Restaurant information
- Established: 1966
- Closed: 2025
- Head chef: Joseph Offner
- Food type: American
- Location: 558 Bridgeway, Sausalito, Marin, California, 94965, United States
- Coordinates: 37°51′13″N 122°28′43″W﻿ / ﻿37.85361°N 122.47861°W
- Website: thetrident.net

= The Trident (restaurant) =

The Trident was a restaurant in Sausalito, California, opened in 1966 as a bar-restaurant-music venue by the Kingston Trio. It is noted for its psychedelic murals dating to the 1960s and its ties to the music counterculture of that era. The restaurant closed at the end of 2025.

The modern version of the Tequila Sunrise cocktail was invented at the Trident in the early 1970s.

==History==
The restaurant is located in the former 1898 home of the San Francisco Yacht Club.
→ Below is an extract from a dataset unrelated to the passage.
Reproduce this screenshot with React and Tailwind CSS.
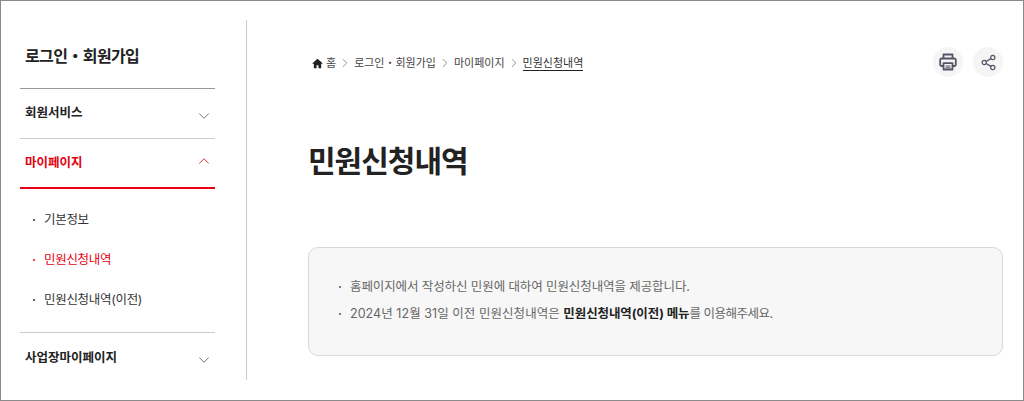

It housed a jazz club called the Yacht Dock when it was purchased by the Kingston Trio, who converted it into a combination live music venue and natural foods restaurant. It became the Trident in 1966.

Trident bartenders Bobby Lozoff and Billy Rice created the modern version of the Tequila Sunrise cocktail at the restaurant in 1972. It was served at a private party there organized by Bill Graham to kick off the Rolling Stones' 1972 tour in America. Mick Jagger had one, liked it, and he and his entourage started drinking them. They later ordered them all across America, even dubbing the tour itself their "cocaine and tequila sunrise tour".
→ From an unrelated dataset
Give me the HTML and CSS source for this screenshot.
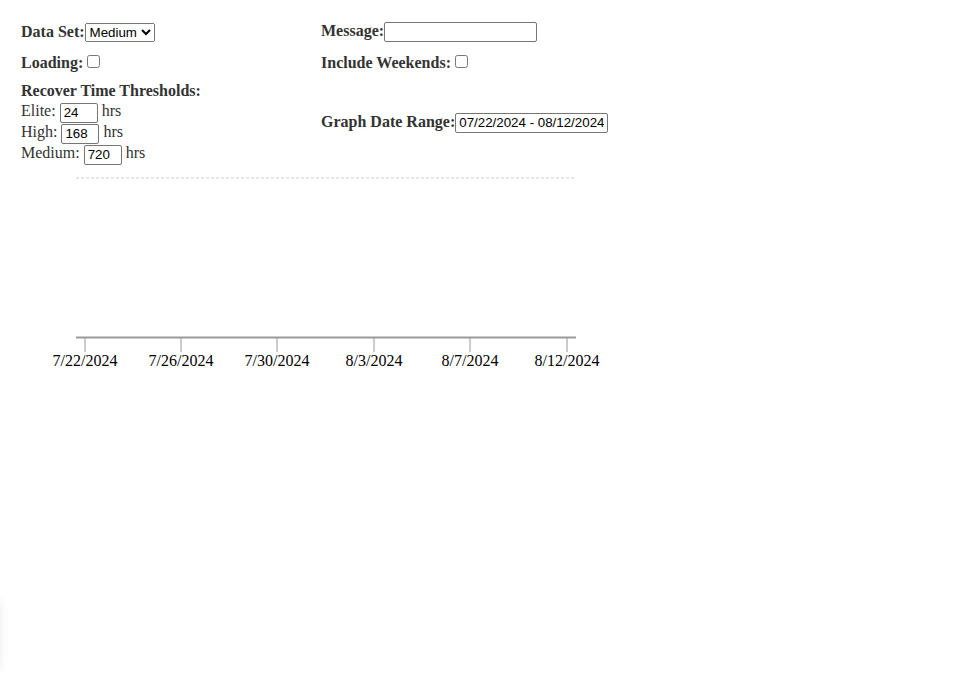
FILE: index.html
```html
<!DOCTYPE html>
<html>
<head>
<meta charset="utf-8">
<link rel="stylesheet" href="styles.css">
</head>
<body>
<div class="page">
  <div class="controls">
    <div class="field"><label class="lbl">Data Set:</label><select class="sel"><option>Medium</option></select></div>
    <div class="field"><label class="lbl">Message:</label><input type="text" class="txt"></div>
    <div class="field"><label class="lbl">Loading:</label><input type="checkbox" class="chk"></div>
    <div class="field"><label class="lbl">Include Weekends:</label><input type="checkbox" class="chk"></div>
    <div class="field thresholds">
      <div class="lbl">Recover Time Thresholds:</div>
      <div class="thr">Elite: <input type="text" class="num" value="24"> hrs</div>
      <div class="thr">High: <input type="text" class="num" value="168"> hrs</div>
      <div class="thr">Medium: <input type="text" class="num" value="720"> hrs</div>
    </div>
    <div class="field"><label class="lbl">Graph Date Range:</label><input type="text" class="txt" value="07/22/2024 - 08/12/2024"></div>
  </div>
  <svg class="chart" width="600" height="210" viewBox="0 0 600 210">
    <line class="grid" x1="55" y1="10" x2="555" y2="10"></line>
    <line class="axis" x1="55" y1="169.5" x2="555" y2="169.5"></line>
    <g class="ticks">
      <line x1="64" y1="170" x2="64" y2="184"></line>
      <line x1="160" y1="170" x2="160" y2="184"></line>
      <line x1="256" y1="170" x2="256" y2="184"></line>
      <line x1="353" y1="170" x2="353" y2="184"></line>
      <line x1="449" y1="170" x2="449" y2="184"></line>
      <line x1="546" y1="170" x2="546" y2="184"></line>
    </g>
    <g class="labels">
      <text x="64" y="198">7/22/2024</text>
      <text x="160" y="198">7/26/2024</text>
      <text x="256" y="198">7/30/2024</text>
      <text x="353" y="198">8/3/2024</text>
      <text x="449" y="198">8/7/2024</text>
      <text x="546" y="198">8/12/2024</text>
    </g>
  </svg>
</div>
<div class="edge-shadow"></div>
</body>
</html>
```

FILE: styles.css
```css
html, body {
  margin: 0;
  padding: 0;
  background: #fff;
}
body {
  font-family: "Liberation Serif", "Times New Roman", serif;
  font-size: 16px;
  color: #000;
}
.page {
  padding: 22px 21px 0 21px;
}
.controls {
  display: grid;
  grid-template-columns: 300px 300px;
  align-items: center;
  row-gap: 10px;
}
.lbl {
  font-weight: bold;
  color: #333;
}
.sel {
  font-family: "Liberation Sans", Arial, sans-serif;
  font-size: 13.33px;
}
.txt {
  font-family: "Liberation Sans", Arial, sans-serif;
  font-size: 13.33px;
  box-sizing: border-box;
  width: 153px;
  height: 20px;
  padding: 1px 3px;
  border: 1px solid #767676;
  border-radius: 2px;
  margin: 0;
  vertical-align: middle;
}
.chk {
  margin: 3px 3px 3px 4px;
}
.thr {
  color: #333;
  line-height: 21px;
  height: 21px;
}
.num {
  font-family: "Liberation Sans", Arial, sans-serif;
  font-size: 13.33px;
  box-sizing: border-box;
  width: 38px;
  height: 20px;
  padding: 1px 3px;
  border: 1px solid #767676;
  border-radius: 2px;
  margin: 0;
  vertical-align: middle;
}
.chart {
  display: block;
  margin-top: 5px;
}
.grid {
  stroke: #ccc;
  stroke-width: 1;
  stroke-dasharray: 3 2;
}
.axis {
  stroke: #999;
  stroke-width: 2;
}
.ticks line {
  stroke: #999;
  stroke-width: 1;
}
.labels text {
  font-family: "Liberation Serif", "Times New Roman", serif;
  font-size: 16px;
  text-anchor: middle;
  fill: #000;
}
.edge-shadow {
  position: absolute;
  left: -12px;
  top: 600px;
  width: 12px;
  height: 70px;
  box-shadow: 0 0 10px rgba(0,0,0,0.08);
}
```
In the 1968 action film Bullitt, the live band playing in the background of the restaurant scene with Steve McQueen and Jacqueline Bissett is Meridian West, a jazz quartet that McQueen had seen performing at The Trident and included in the movie.

During the summers of 1974, 1975 and 1976, Robin Williams worked as a dishwasher and busboy at The Trident.

The Trident closed in 1980. Shortly thereafter, Horizons opened and became a popular tourist destination until 2012, when it resumed its Trident title. The current owners also operate the Buena Vista Cafe in San Francisco.

The Trident closed permanently on New Year's Eve 2025 after declining sales and increasing costs following the COVID-19 pandemic.